Summary: Practical Points to Remember

The following comments are offered to distill some of the information offered in this website into a more accessible and useful set of maxims.

  • The University encourages all University employees to vote and to become involved in the political process, provided that they keep their partisan political activities separate from their work at MSU.
  • University employees should always be sensitive to the possibility that individuals who are not part of the University community will assume that they are speaking for the University when they identify themselves as University faculty or administrators in a non-work-related communication. It is especially important to be cautious about using University titles when the non-work-related communica-tion involves partisan political activities. When a reference to a University title or position cannot be avoided in a non-work-related communication (as when the title is used by the media), the employee should clearly indicate that his/her comments or views are personal in nature and, if possible, that the University title is used for identification purposes only.
  • University employees should not use University offices or other facilities, computers, photocopiers, telephones, or other property or equipment (for example, vehicles) to engage in advocacy for or against, or fundraising for, a candidate for public office or a ballot question.
  • University employees should not use University letterhead, logos, or trademarks, or a University email address when engaging in private partisan political activities on behalf of, or in opposition to, a candidate for public office or a ballot question.
  • University funds should never be used for tickets for, or to pay the cost of attending, any meal, rally, testimonial, or other fund-raising event whose purpose is to support or oppose a candidate for public office or to support or oppose a ballot question.
  • Opportunities for candidates to speak on campus and to use campus facilities for campaign advertising must be offered and granted evenhandedly.

In addition, please note that neither federal nor State law prohibits:

  • the performance of academic research related to past or current political campaigns or the issues that underlie them.
  • the dissemination of the results of that research in a manner consistent with normal academic practice.
  • the invitation of guest speakers or candidates by a student organization, provided that guest speakers on both sides of a ballot initiative and all candidates for a public office have equal opportunities to appear on campus through that student organization or other student organizations.
  • the University from sponsoring or undertaking nonpartisan educational activities relating to ballot measures or political campaigns by candidates for public office.
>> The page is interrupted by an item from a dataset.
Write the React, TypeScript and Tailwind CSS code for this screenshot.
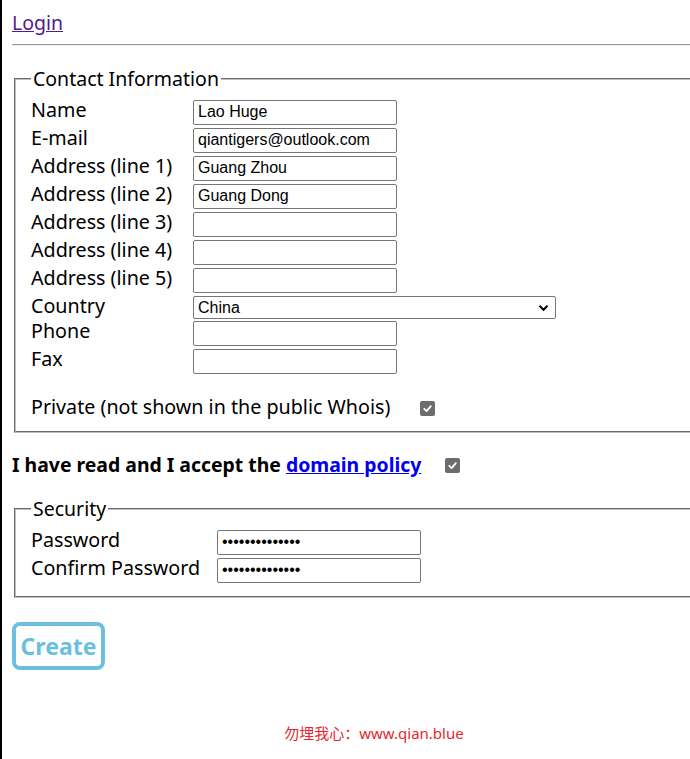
import React from "react";

const font = "font-['Noto_Sans','Noto_Sans_CJK_SC',sans-serif]";
const label = `${font} text-[19.7px] text-black`;
const legend = `${font} px-[2px] text-[19.5px] leading-[26px] text-black`;
const field =
    "h-[25px] w-[204px] rounded-[2px] border border-[#767676] bg-white px-[4px] font-['Liberation_Sans',Arial,sans-serif] text-[16px] text-black outline-none";

function Check() {
    return (
        <span className="inline-flex h-[15px] w-[15px] items-center justify-center rounded-[2px] bg-[#6d6d6d]">
            <svg width="11" height="11" viewBox="0 0 12 12" fill="none">
                <path d="M2.5 6.3 5 8.8 9.6 3.4" stroke="white" strokeWidth="2" strokeLinecap="round" strokeLinejoin="round" />
            </svg>
        </span>
    );
}

function Row({ name, value, w = "w-[162px]" }: { name: string; value?: string; w?: string }) {
    return (
        <div className="flex h-[28px] items-center">
            <div className={`${label} ${w} mb-[4px] leading-[24px]`}>{name}</div>
            <input className={field} defaultValue={value} />
        </div>
    );
}

export default function App() {
    return (
        <div className="h-[759px] w-[690px] overflow-hidden border-l-2 border-black bg-white">
            <div className="w-[734px] pl-[10px]">
                <div className="pt-[9px]">
                    <a href="#" className={`${font} text-[19.5px] leading-[28px] text-[#551a8b] underline`}>
                        Login
                    </a>
                </div>
                <div className="mt-[7px] border-t border-b border-t-[#9a9a9a] border-b-[#eeeeee]" />

                <fieldset className="mx-[2px] mt-[20px] border-2 border-[#c0c0c0] px-[15px] pb-[11px] pt-[6px] [border-style:groove]">
                    <legend className={legend}>Contact Information</legend>
                    <Row name="Name" value="Lao Huge" />
                    <Row name="E-mail" value="qiantigers@outlook.com" />
                    <Row name="Address (line 1)" value="Guang Zhou" />
                    <Row name="Address (line 2)" value="Guang Dong" />
                    <Row name="Address (line 3)" />
                    <Row name="Address (line 4)" />
                    <Row name="Address (line 5)" />
                    <div className="flex h-[25px] items-start">
                        <div className={`${label} w-[162px] leading-[24px]`}>Country</div>
                        <div className="relative mt-[2px] flex h-[23px] w-[363px] items-center rounded-[2px] border border-[#767676] bg-white pl-[4px] font-['Liberation_Sans',Arial,sans-serif] text-[16px] text-black">
                            China
                            <svg className="absolute right-[6px] top-[7px]" width="11" height="8" viewBox="0 0 11 8" fill="none">
                                <path d="M1.5 1.8 5.5 5.8 9.5 1.8" stroke="black" strokeWidth="2" />
                            </svg>
                        </div>
                    </div>
                    <Row name="Phone" />
                    <Row name="Fax" />
                    <div className="mt-[19px] flex items-center">
                        <div className={`${label} leading-[26px]`}>Private (not shown in the public Whois)</div>
                        <span className="ml-[30px] mt-[1px]">
                            <Check />
                        </span>
                    </div>
                </fieldset>

                <div className="mt-[19px] flex items-center">
                    <span className={`${font} text-[19.4px] font-bold leading-[26px] text-black`}>
                        I have read and I accept the{" "}
                        <a href="#" className="text-[#0000ee] underline">
                            domain policy
                        </a>
                    </span>
                    <span className="ml-[24px]">
                        <Check />
                    </span>
                </div>

                <fieldset className="mx-[2px] mt-[18px] border-2 border-[#c0c0c0] px-[15px] pb-[12px] pt-[6px] [border-style:groove]">
                    <legend className={legend}>Security</legend>
                    <div className="flex h-[28px] items-center">
                        <div className={`${label} mb-[4px] w-[186px] leading-[24px]`}>Password</div>
                        <input type="password" className={field} defaultValue="qiantigers1234" />
                    </div>
                    <div className="flex h-[28px] items-center">
                        <div className={`${label} mb-[4px] w-[186px] leading-[24px]`}>Confirm Password</div>
                        <input type="password" className={field} defaultValue="qiantigers1234" />
                    </div>
                </fieldset>

                <button className="mt-[24px] flex h-[48px] w-[93px] items-center justify-center rounded-[8px] border-4 border-[#6bbfe0] font-['Noto_Sans',sans-serif] text-[23px] font-bold text-[#6bbfe0]">
                    Create
                </button>

                <div className={`mt-[52px] text-center ${font} text-[15px] text-[#e8262e]`}>
                    勿埋我心：www.qian.blue
                </div>
            </div>
        </div>
    );
}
Examples of such activities include candidate forums to which all candidates are invited; symposia on ballot measures in which proponents and opponents of the ballot measure get an equal opportunity to participate; and the distribution of voter guides and voter education materials such as those provided through MSU Extension, provided the guides and materials comply with IRS guidelines. Voter education materials prepared by candidates, political parties, and PACs may be distributed only if distribution is evenhanded and on a nonpartisan basis – for example, an area in a student gathering place where all candidates and parties may make campaign materials available to students. IRS guidelines for voter guides and educational materials require generally that all candidates be afforded an equal opportunity to comment; that questions be asked on a neutral basis; that, while length may be limited, candidate answers cannot be edited or summarized; and that candidate responses be presented in a neutral manner.
  • University faculty teaching courses such as political science from providing a course of instruction that includes student involvement in campaign activities without specifying the candidates or ballot measures on whose behalf the students should campaign and where, for example, students write papers or make class presentations evaluating their experiences.